- The request -
Every line below that holds the string "index" should be copied out.
※
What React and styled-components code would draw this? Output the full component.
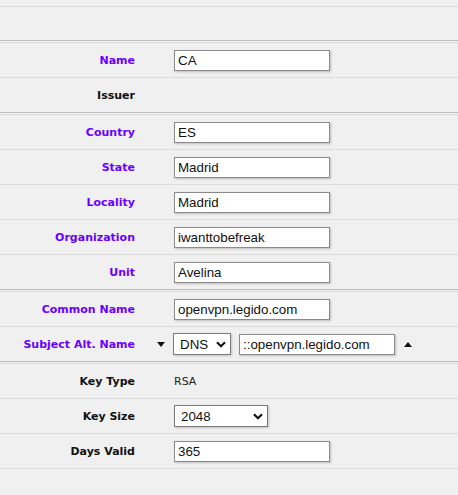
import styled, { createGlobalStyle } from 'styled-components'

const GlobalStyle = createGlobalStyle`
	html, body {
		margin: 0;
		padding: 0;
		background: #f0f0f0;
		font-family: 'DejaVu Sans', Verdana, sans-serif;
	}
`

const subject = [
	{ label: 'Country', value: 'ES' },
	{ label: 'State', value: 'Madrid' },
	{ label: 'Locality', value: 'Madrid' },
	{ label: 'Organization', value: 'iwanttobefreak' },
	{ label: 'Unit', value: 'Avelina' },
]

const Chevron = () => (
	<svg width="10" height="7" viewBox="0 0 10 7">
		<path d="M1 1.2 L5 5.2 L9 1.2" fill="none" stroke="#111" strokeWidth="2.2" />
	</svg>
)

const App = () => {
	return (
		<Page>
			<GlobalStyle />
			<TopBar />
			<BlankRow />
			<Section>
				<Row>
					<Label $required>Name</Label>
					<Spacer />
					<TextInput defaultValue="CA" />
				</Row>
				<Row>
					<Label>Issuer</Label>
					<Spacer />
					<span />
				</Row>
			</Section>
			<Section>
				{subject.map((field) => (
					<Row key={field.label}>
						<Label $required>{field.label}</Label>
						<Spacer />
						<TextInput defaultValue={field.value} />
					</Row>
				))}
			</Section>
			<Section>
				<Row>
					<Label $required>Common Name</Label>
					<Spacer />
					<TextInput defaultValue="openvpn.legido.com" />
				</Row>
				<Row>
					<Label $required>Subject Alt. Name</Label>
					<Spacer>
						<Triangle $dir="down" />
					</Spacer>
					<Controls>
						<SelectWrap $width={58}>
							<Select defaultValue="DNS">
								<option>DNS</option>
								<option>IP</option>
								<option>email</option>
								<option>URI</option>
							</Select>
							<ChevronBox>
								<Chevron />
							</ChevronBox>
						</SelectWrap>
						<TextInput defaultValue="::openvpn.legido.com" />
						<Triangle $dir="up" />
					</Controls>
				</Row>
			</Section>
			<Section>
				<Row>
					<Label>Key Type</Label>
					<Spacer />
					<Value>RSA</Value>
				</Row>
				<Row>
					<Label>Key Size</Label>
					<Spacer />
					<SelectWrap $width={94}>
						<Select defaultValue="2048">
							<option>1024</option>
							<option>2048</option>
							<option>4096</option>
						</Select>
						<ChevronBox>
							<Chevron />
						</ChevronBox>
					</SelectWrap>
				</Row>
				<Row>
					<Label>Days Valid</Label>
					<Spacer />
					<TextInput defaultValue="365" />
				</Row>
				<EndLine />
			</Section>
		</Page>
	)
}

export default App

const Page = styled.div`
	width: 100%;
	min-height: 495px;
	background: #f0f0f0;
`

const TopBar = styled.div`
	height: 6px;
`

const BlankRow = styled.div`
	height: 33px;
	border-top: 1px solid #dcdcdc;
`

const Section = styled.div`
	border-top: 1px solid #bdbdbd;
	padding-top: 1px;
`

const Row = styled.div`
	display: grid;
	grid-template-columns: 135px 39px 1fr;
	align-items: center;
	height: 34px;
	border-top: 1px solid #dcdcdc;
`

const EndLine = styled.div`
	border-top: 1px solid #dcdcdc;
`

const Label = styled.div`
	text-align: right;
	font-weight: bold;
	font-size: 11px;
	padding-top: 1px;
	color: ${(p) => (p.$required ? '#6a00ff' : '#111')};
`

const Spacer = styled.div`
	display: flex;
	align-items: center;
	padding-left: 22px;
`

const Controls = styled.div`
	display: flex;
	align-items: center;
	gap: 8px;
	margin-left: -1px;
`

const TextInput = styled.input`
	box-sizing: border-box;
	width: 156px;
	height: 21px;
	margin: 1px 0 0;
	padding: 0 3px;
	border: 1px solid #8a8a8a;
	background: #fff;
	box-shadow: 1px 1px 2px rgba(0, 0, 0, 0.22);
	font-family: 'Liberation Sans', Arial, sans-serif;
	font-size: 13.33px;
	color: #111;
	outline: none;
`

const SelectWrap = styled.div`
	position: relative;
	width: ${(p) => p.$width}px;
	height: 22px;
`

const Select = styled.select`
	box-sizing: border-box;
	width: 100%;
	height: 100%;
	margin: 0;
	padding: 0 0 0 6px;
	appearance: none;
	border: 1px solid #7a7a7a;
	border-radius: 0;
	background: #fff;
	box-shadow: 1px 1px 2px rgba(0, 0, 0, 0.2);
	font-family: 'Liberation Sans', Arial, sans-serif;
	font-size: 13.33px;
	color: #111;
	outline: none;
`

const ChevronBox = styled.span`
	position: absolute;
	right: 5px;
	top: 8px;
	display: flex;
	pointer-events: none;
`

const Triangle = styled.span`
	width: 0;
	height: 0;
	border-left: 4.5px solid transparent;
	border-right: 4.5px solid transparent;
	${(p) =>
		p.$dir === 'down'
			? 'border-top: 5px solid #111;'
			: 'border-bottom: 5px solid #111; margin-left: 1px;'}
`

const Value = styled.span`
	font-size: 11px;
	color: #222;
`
※
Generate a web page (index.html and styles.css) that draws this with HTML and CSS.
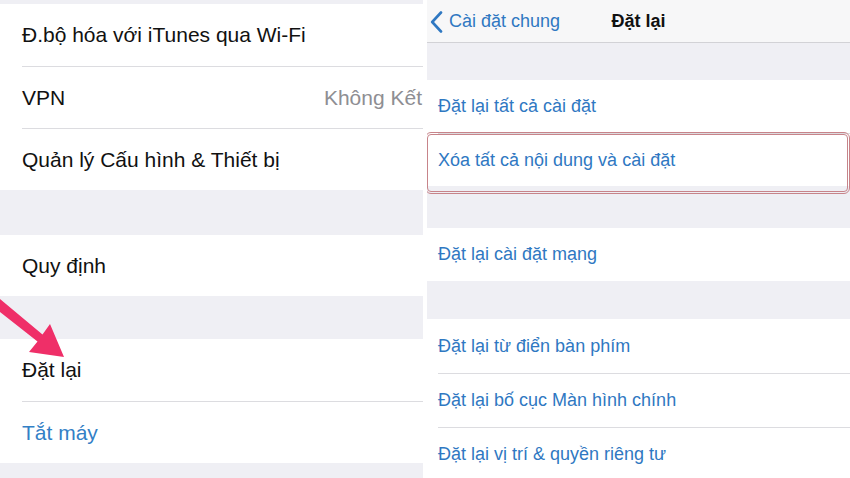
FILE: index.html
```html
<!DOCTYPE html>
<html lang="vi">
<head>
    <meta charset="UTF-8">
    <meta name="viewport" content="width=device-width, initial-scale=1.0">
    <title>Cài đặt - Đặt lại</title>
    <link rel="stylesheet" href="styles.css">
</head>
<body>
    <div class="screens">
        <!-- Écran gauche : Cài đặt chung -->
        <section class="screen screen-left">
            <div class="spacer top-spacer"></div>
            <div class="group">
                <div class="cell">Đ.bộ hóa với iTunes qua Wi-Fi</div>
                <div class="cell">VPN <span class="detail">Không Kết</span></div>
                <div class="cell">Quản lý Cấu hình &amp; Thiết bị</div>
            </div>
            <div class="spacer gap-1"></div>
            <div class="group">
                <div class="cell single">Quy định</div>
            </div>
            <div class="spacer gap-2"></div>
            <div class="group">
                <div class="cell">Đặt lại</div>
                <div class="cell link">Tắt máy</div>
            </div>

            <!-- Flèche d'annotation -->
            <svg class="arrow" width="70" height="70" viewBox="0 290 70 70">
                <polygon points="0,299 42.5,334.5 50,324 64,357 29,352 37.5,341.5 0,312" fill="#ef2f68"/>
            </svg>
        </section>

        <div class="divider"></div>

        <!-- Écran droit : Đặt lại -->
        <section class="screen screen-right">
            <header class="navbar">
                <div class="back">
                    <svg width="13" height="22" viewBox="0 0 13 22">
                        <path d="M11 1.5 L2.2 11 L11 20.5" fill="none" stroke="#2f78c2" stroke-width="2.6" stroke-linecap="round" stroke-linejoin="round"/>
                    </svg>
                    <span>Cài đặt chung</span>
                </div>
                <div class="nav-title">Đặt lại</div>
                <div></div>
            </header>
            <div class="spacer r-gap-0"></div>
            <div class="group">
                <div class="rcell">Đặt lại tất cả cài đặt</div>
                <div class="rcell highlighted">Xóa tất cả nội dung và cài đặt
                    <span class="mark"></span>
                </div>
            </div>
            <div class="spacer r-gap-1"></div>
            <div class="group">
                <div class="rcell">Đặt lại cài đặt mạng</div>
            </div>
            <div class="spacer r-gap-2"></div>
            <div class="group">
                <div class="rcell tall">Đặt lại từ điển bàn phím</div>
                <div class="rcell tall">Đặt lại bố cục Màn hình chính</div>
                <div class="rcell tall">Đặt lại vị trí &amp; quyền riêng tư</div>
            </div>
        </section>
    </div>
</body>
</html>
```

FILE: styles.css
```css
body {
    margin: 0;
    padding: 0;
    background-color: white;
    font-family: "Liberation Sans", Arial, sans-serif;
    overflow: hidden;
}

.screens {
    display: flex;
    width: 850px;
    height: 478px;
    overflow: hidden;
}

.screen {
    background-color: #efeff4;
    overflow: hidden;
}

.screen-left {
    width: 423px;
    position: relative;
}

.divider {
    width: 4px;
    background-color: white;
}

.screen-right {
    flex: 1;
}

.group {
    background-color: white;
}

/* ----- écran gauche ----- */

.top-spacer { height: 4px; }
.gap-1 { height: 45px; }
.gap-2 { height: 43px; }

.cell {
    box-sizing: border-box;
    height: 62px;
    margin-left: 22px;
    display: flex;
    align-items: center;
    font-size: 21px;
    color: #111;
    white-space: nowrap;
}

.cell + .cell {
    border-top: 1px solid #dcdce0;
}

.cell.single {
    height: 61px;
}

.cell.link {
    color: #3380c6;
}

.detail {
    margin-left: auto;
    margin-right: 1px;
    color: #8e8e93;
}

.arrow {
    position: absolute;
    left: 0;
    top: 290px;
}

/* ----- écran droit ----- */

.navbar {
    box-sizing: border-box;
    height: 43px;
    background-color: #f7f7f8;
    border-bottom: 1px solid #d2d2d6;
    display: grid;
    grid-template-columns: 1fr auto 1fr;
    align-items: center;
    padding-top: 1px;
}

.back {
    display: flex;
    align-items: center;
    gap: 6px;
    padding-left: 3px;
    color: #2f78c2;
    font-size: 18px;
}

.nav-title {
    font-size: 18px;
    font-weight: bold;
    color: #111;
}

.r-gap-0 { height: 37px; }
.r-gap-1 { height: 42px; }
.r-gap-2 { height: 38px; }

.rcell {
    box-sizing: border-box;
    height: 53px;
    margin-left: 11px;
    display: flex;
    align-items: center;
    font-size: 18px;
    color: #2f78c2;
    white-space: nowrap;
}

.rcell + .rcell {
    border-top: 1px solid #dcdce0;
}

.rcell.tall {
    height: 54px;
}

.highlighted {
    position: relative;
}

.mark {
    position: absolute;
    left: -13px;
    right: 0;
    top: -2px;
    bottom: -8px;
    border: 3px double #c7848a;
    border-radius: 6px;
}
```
※
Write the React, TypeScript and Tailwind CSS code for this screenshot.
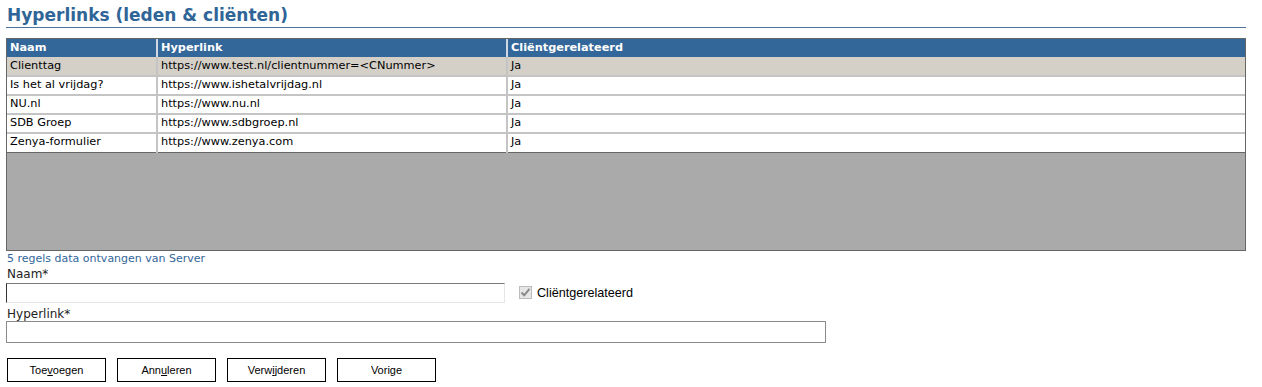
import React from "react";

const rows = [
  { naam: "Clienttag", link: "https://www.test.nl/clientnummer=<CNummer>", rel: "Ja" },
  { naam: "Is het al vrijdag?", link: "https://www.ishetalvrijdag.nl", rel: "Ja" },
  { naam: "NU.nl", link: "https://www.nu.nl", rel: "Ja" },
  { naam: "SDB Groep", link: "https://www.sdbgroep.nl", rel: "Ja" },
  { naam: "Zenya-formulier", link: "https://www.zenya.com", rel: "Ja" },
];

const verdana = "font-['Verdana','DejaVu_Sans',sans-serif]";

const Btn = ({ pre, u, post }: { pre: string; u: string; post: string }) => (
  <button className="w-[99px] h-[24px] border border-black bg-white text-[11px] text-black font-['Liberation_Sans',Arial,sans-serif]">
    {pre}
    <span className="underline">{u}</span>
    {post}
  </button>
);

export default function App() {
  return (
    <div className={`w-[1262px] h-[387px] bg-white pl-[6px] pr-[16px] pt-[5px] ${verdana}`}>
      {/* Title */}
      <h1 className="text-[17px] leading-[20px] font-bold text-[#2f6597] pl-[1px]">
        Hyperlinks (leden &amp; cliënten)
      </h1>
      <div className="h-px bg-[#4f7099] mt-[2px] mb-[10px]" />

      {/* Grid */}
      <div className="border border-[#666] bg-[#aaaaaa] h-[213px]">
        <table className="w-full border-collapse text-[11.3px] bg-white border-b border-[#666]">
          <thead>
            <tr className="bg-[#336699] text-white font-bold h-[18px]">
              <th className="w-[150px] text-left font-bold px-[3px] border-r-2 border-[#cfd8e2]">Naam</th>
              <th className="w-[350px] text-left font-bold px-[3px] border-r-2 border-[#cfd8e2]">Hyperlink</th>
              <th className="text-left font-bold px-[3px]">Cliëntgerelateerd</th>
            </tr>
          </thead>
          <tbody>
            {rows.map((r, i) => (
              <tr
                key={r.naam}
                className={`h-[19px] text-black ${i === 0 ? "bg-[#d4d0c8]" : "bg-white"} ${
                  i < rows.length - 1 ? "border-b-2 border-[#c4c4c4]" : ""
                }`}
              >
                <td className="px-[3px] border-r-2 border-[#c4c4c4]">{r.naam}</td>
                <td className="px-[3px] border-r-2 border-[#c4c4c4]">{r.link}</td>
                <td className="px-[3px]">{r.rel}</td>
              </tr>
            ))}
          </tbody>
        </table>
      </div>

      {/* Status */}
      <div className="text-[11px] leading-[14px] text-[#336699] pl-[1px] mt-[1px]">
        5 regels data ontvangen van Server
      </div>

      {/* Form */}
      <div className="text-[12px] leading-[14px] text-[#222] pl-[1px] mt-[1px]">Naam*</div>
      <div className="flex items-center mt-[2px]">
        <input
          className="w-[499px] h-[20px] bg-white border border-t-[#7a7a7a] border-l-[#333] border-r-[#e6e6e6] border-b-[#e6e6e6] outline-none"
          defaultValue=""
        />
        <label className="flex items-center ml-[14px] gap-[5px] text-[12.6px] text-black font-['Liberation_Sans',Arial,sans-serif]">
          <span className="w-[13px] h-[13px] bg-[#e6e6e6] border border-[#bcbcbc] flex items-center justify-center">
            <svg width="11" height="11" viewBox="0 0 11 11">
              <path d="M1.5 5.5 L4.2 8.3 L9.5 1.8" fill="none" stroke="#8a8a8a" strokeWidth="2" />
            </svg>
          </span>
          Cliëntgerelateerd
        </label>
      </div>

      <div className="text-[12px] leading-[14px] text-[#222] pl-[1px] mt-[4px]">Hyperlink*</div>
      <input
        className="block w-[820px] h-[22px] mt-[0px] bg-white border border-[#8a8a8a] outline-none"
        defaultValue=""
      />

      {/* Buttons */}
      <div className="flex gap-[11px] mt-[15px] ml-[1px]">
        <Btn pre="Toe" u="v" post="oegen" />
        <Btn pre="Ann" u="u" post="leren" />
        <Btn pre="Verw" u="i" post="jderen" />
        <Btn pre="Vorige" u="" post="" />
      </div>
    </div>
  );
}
※
- Exercise output -
Generate a web page (index.html and styles.css) that draws this with HTML and CSS.
FILE: index.html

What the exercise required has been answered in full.